Мы рассмеялись, а приятель неожиданно попросил:
– Фаина Георгиевна, расскажите, как вы стали актрисой? С лица Ф. Г. сразу сбежала улыбка.
– Я не стала. Есть три профессии – врач, педагог и актер, которыми нужно родиться. Я не могу точно сказать, когда я ощутила себя актрисой, но все мои детские воспоминания связаны с актерством, с попытками играть, изображать, перевоплощаться. Именно эти попытки доставляли мне удовольствие, даже наслаждение, а не какие-нибудь настольные игры или вышивание, которое я терпеть не могла.
Помню, с каким восторгом я изображала странниц, которых видела на кухне у нашей стряпухи. Туда нам, детям, ходить запрещалось, но я обожала сидеть за столом вместе со старухами, идущими в Афон на богомолье, слушать их рассказы и есть пирожки с картофелем, печенные в подсолнечном масле, – до сих пор помню их запах!
А потом, повязав темный платочек, я ходила, сгорбившись, по комнатам и просила всех родных спросить меня, куда я иду, – все для того, чтобы произнести единственную фразу моей первой роли:
– В Афон иду, матушка, в Афон – на богомолье!
Помню, меня хвалили и относились к моим странницам всерьез.

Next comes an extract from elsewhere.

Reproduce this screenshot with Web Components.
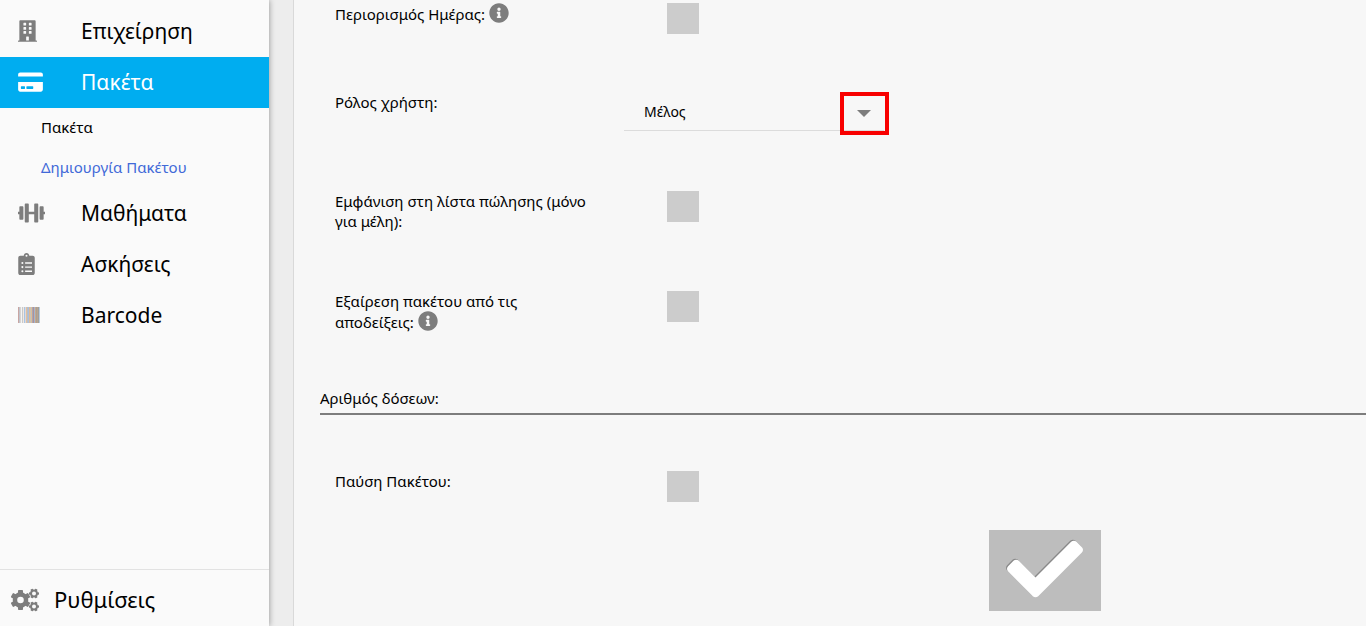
<!DOCTYPE html>
<html lang="el">
<head>
<meta charset="utf-8">
<meta name="viewport" content="width=device-width, initial-scale=1">
<title>Δημιουργία Πακέτου</title>
<style>
  html, body { margin: 0; }
  body { font-family: "Noto Sans", sans-serif; font-size: 15px; line-height: 20px; color: #000; background: #ededed; }
</style>
</head>
<body>
<gym-app>
  <nav-menu slot="side">
    <nav-item icon="building">Επιχείρηση</nav-item>
    <nav-item icon="card" active>Πακέτα</nav-item>
    <nav-sub>Πακέτα</nav-sub>
    <nav-sub current>Δημιουργία Πακέτου</nav-sub>
    <nav-item icon="dumbbell">Μαθήματα</nav-item>
    <nav-item icon="clipboard">Ασκήσεις</nav-item>
    <nav-item icon="barcode">Barcode</nav-item>
    <nav-item slot="bottom" icon="cogs" compact>Ρυθμίσεις</nav-item>
  </nav-menu>
  <package-form></package-form>
</gym-app>

<script>
const gear = (cx, cy, r, teeth, hole, turn) => {
  const body = r * 0.78;
  let s = `<circle cx="${cx}" cy="${cy}" r="${(body + hole) / 2}" fill="none" stroke="currentColor" stroke-width="${body - hole}"/>`;
  for (let i = 0; i < teeth; i++) {
    s += `<rect x="${cx - r * 0.25}" y="${cy - r}" width="${r * 0.5}" height="${r * 0.4}" rx="${r * 0.08}" transform="rotate(${turn + i * 360 / teeth} ${cx} ${cy})"/>`;
  }
  return s;
};
const bars = () => {
  const colours = ['#c9a5a2','#c0c4cc','#d8d5d3','#f4f4f4','#c9c9c9','#f2e8df','#a8c4e4','#d9d9df','#e2bf9e','#b7bfc6','#a9bede','#ddb995','#c5c5b9','#e1bb96','#a6a9b4','#b18f96','#a0b6d0','#c8a98c','#a99f94','#b9a58f','#9f9e9c','#b8cbdd'];
  return colours.map((c, i) => `<rect x="${i}" y="0" width="1" height="16" fill="${c}"/>`).join('');
};
const ICONS = {
  building: [448, 512, 19, 22, '<path fill-rule="evenodd" d="M436 480h-20V24c0-13-11-24-24-24H56C43 0 32 11 32 24v456H12c-7 0-12 5-12 12v20h448v-20c0-7-5-12-12-12zM128 76q0-12 12-12h40q12 0 12 12v40q0 12-12 12h-40q-12 0-12-12zM256 76q0-12 12-12h40q12 0 12 12v40q0 12-12 12h-40q-12 0-12-12zM128 172q0-12 12-12h40q12 0 12 12v40q0 12-12 12h-40q-12 0-12-12zM256 172q0-12 12-12h40q12 0 12 12v40q0 12-12 12h-40q-12 0-12-12zM128 268q0-12 12-12h40q12 0 12 12v40q0 12-12 12h-40q-12 0-12-12zM256 268q0-12 12-12h40q12 0 12 12v40q0 12-12 12h-40q-12 0-12-12zM192 396q0-12 12-12h40q12 0 12 12v84h-64z"/>'],
  card: [576, 512, 25, 22, '<path fill-rule="evenodd" d="M0 432c0 26.500 21.500 48 48 48h480c26.500 0 48-21.500 48-48V256H0zM192 364q0-12 12-12h136q12 0 12 12v40q0 12-12 12H204q-12 0-12-12zM64 364q0-12 12-12h72q12 0 12 12v40q0 12-12 12H76q-12 0-12-12zM576 80v48H0V80c0-26.500 21.500-48 48-48h480c26.500 0 48 21.500 48 48z"/>'],
  dumbbell: [640, 512, 27, 22, '<path d="M104 96H56c-13 0-24 11-24 24v104H8c-4 0-8 4-8 8v48c0 4 4 8 8 8h24v104c0 13 11 24 24 24h48c13 0 24-11 24-24V120c0-13-11-24-24-24zM632 224h-24V120c0-13-11-24-24-24h-48c-13 0-24 11-24 24v272c0 13 11 24 24 24h48c13 0 24-11 24-24V288h24c4 0 8-4 8-8v-48c0-4-4-8-8-8zM456 32h-48c-13 0-24 11-24 24v168H256V56c0-13-11-24-24-24h-48c-13 0-24 11-24 24v400c0 13 11 24 24 24h48c13 0 24-11 24-24V288h128v168c0 13 11 24 24 24h48c13 0 24-11 24-24V56c0-13-11-24-24-24z"/>'],
  clipboard: [384, 512, 17, 22, '<path fill-rule="evenodd" d="M336 64h-80c0-35-29-64-64-64s-64 29-64 64H48C21 64 0 85 0 112v352c0 27 21 48 48 48h288c27 0 48-21 48-48V112c0-27-21-48-48-48zM192 40a24 24 0 1 1 0 48a24 24 0 1 1 0-48zM96 208a24 24 0 1 1 0 48a24 24 0 1 1 0-48zM96 304a24 24 0 1 1 0 48a24 24 0 1 1 0-48zM96 400a24 24 0 1 1 0 48a24 24 0 1 1 0-48zM160 216h160v32H160zM160 312h160v32H160zM160 408h160v32H160z"/>'],
  barcode: [22, 16, 22, 16, bars()],
  cogs: [28, 24, 28, 24, gear(9.5, 12, 10, 6, 3.3, 0) + gear(23, 5.500, 5, 6, 2, 30) + gear(23, 18.500, 5, 6, 2, 30)],
  info: [512, 512, 20, 20, '<path d="M256 8C119 8 8 119 8 256c0 137 111 248 248 248s248-111 248-248C504 119 393 8 256 8zm0 110c23.200 0 42 18.800 42 42s-18.800 42-42 42-42-18.800-42-42 18.800-42 42-42zm56 254c0 6.600-5.400 12-12 12h-88c-6.600 0-12-5.400-12-12v-24c0-6.600 5.400-12 12-12h12v-64h-12c-6.600 0-12-5.400-12-12v-24c0-6.600 5.400-12 12-12h64c6.600 0 12 5.400 12 12v100h12c6.600 0 12 5.400 12 12v24z"/>'],
  check: [512, 512, 76, 76, '<path d="M173.900 439.400l-166.400-166.400c-10-10-10-26.200 0-36.200l36.200-36.200c10-10 26.200-10 36.200 0L192 312.700 432.100 72.600c10-10 26.200-10 36.200 0l36.200 36.200c10 10 10 26.200 0 36.200l-294.400 294.400c-10 10-26.200 10-36.200 0z"/>'],
  caret: [14, 7, 14, 7, '<path d="M0 0h14l-7 7z"/>']
};

class UiIcon extends HTMLElement {
  constructor() { super(); this.attachShadow({ mode: 'open' }); }
  connectedCallback() {
    const [vw, vh, w, h, body] = ICONS[this.getAttribute('name')];
    this.shadowRoot.innerHTML = `<style>:host{display:inline-block;vertical-align:top}svg{display:block}</style>
      <svg width="${w}" height="${h}" viewBox="0 0 ${vw} ${vh}" fill="currentColor" aria-hidden="true">${body}</svg>`;
  }
}
customElements.define('ui-icon', UiIcon);

class GymApp extends HTMLElement {
  constructor() {
    super();
    this.attachShadow({ mode: 'open' }).innerHTML = `<style>
      :host { display: grid; grid-template-columns: 269px minmax(0, 1fr); column-gap: 24px; min-height: 100vh; }
      main { background: #f7f7f7; border-left: 1px solid #d9d9d9; box-sizing: border-box; overflow: hidden; }
    </style><slot name="side"></slot><main><slot></slot></main>`;
  }
}
customElements.define('gym-app', GymApp);

class NavMenu extends HTMLElement {
  constructor() {
    super();
    this.attachShadow({ mode: 'open' }).innerHTML = `<style>
      :host { display: block; background: #fafafa; box-shadow: 0 0 6px rgba(0,0,0,.4); }
      nav { display: flex; flex-direction: column; height: 100%; box-sizing: border-box; padding-top: 6px; }
      .bottom { margin-top: auto; border-top: 1px solid #e2e2e2; padding-top: 5px; }
    </style><nav><slot></slot><div class="bottom"><slot name="bottom"></slot></div></nav>`;
  }
}
customElements.define('nav-menu', NavMenu);

class NavItem extends HTMLElement {
  constructor() { super(); this.attachShadow({ mode: 'open' }); }
  connectedCallback() {
    this.shadowRoot.innerHTML = `<style>
      :host { display: block; font-size: 21px; line-height: 30px; color: #000; }
      a { display: grid; grid-template-columns: 63px 1fr; align-items: center; height: 51px; box-sizing: border-box; padding: 0 0 2px 18px; color: inherit; text-decoration: none; }
      ui-icon { color: #7d7d7d; }
      :host([active]) { background: #00adf0; color: #fff; }
      :host([active]) ui-icon { color: #fff; }
      :host([compact]) { font-size: 22px; }
      :host([compact]) a { grid-template-columns: 43px 1fr; padding-left: 11px; }
      :host([compact]) span { padding-bottom: 2px; }
    </style><a href="#"><ui-icon name="${this.getAttribute('icon')}"></ui-icon><span><slot></slot></span></a>`;
  }
}
customElements.define('nav-item', NavItem);

class NavSub extends HTMLElement {
  constructor() {
    super();
    this.attachShadow({ mode: 'open' }).innerHTML = `<style>
      :host { display: block; color: #000; }
      :host([current]) { color: #4169d8; }
      a { display: block; line-height: 38px; padding: 0 0 2px 41px; color: inherit; text-decoration: none; }
    </style><a href="#"><slot></slot></a>`;
  }
}
customElements.define('nav-sub', NavSub);

const ROW = `
  :host { display: grid; grid-template-columns: 260px 260px; column-gap: 29px; padding-left: 15px; align-items: start; }
  ui-icon { color: #7d7d7d; }
`;

class CheckRow extends HTMLElement {
  constructor() { super(); this.attachShadow({ mode: 'open' }); }
  connectedCallback() {
    const info = this.hasAttribute('info') ? '<ui-icon name="info"></ui-icon>' : '';
    this.shadowRoot.innerHTML = `<style>${ROW}
      :host { min-height: 32px; }
      :host([tall]) { min-height: 43px; }
      ui-icon { margin-left: 4px; vertical-align: -3px; }
      input { appearance: none; width: 32px; height: 31px; margin: 0 0 0 43px; background: #ccc; display: block; }
      input:checked { background: #00adf0; }
    </style><label for="box">${this.getAttribute('label')}${info}</label><input id="box" type="checkbox">`;
  }
}
customElements.define('check-row', CheckRow);

class SelectRow extends HTMLElement {
  constructor() { super(); this.attachShadow({ mode: 'open' }); }
  connectedCallback() {
    this.shadowRoot.innerHTML = `<style>${ROW}
      :host { min-height: 42px; }
      .field { position: relative; }
      select { appearance: none; display: block; width: 100%; height: 39px; padding: 2px 20px 0; border: 0; border-bottom: 1px solid #dcdcdc; border-radius: 0; background: transparent; font: 14px/20px "Noto Sans", sans-serif; color: #000; }
      .mark { position: absolute; right: -5px; top: 0; width: 49px; height: 43px; box-sizing: border-box; padding-right: 2px; border: 4px solid #f80000; display: flex; align-items: center; justify-content: center; pointer-events: none; }
    </style><label for="role">${this.getAttribute('label')}</label>
    <div class="field"><select id="role"><option>Μέλος</option></select><span class="mark"><ui-icon name="caret"></ui-icon></span></div>`;
  }
}
customElements.define('select-row', SelectRow);

class PackageForm extends HTMLElement {
  constructor() {
    super();
    this.attachShadow({ mode: 'open' }).innerHTML = `<style>
      :host { display: block; padding: 3px 0 15px 26px; }
      .rows { display: flex; flex-direction: column; gap: 57px; }
      h2 { margin: 0 0 -1px; font-size: 15px; line-height: 14px; font-weight: 400; padding-bottom: 8px; border-bottom: 2px solid #7d7d7d; }
      button { display: flex; align-items: center; justify-content: center; width: 112px; height: 81px; margin: 27px 0 0 64%; padding: 0 0 4px; border: 0; border-radius: 0; background: #bdbdbd; color: #fff; }
      button ui-icon { filter: drop-shadow(-1px -1px 0 #8a8a8a); }
    </style>
    <form>
      <div class="rows">
        <check-row label="Περιορισμός Ημέρας:" info></check-row>
        <select-row label="Ρόλος χρήστη:"></select-row>
        <check-row tall label="Εμφάνιση στη λίστα πώλησης (μόνο για μέλη):"></check-row>
        <check-row tall label="Εξαίρεση πακέτου από τις αποδείξεις:" info></check-row>
        <h2>Αριθμός δόσεων:</h2>
        <check-row label="Παύση Πακέτου:"></check-row>
      </div>
      <button type="button" aria-label="Αποθήκευση"><ui-icon name="check"></ui-icon></button>
    </form>`;
  }
}
customElements.define('package-form', PackageForm);
</script>
</body>
</html>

Зато другая моя роль не вызвала у родных никакого энтузиазма.
Недалеко от нашего дома была закусочная – монополька, как ее называли, – там торговали водкой в розлив и на вынос – водочная торговля всегда была монополией государства. Я любила устроиться где-нибудь в стороне и наблюдать за посетителями монопольки. Я запоминала их фразы, интонации, манеры, их песни и однажды, к ужасу родных, разлеглась под столом в гостиной и, выругавшись трехэтажным матом, который я, конечно, безбожно исказила, ибо не понимала его смысла, стала распевать песню, слышанную у монопольки. До конца допеть ее мне не удалось: мама, как человек решительный, надавала мне по губам, отец, помню, только долго говорил со мной.
Позже, опять же отец, которого я обожала, заметив восторг, охвативший меня на представлении бродячего кукольника, привез мне Петрушку, с которым я фантазировала спектакли, – это тоже была одна из моих первых ролей.
Роли окружали меня со всех сторон. Училась я отвратительно. Математику считала ненужной и бесполезной. Все эти купцы, купившие десять аршин сукна подешевле и продававшие затем почти каждый аршин подороже, вызывали у меня тоску и ненависть. Но когда я увидела, как работает наш управляющий, как он, надев очки, вписывает что-то в гроссбух и отстукивает на счетах, задачник вдруг ожил для меня. Раздобыв очки, я превращалась в управляющего, в купца, приказчика – я отсчитывала на счетах метраж купленного сукна, бормоча под нос, определяла расход и приход. Это было безумно интересно, потому что это была уже не я, и я понимала, что моего героя не могут не волновать все эти сукна, аршины, рубли и копейки…
В день рождения Ф. Г., 27 августа, из какого-то маленького литовского поселка я послал ей поздравительную телеграмму. В Москве меня уже ждала открытка, помеченная 27/VIII:
«Милый Глебун, меня так тронула Ваша добрая и торжественная телеграмма, что мне захотелось тут же Вас благодарить. Не нашла нормальной открытки, пишу на кретинах. (На открытке изображены двое латышей в национальных костюмах, танцующих что-то фольклорное, с улыбками идиотов.)
Ах, Глеб! Какой грустный день. Сегодня надо мной усердно упражнялся «трудящий» на баяне. Подбирал вальс «На сопках Маньчжурии».
Я надеюсь увидать Вас раньше, чем прибудут кретины. Рада буду увидеться, очень по Вас соскучилась. Привет Вашему семейству. Обнимаю. Ваша Ф. Р.».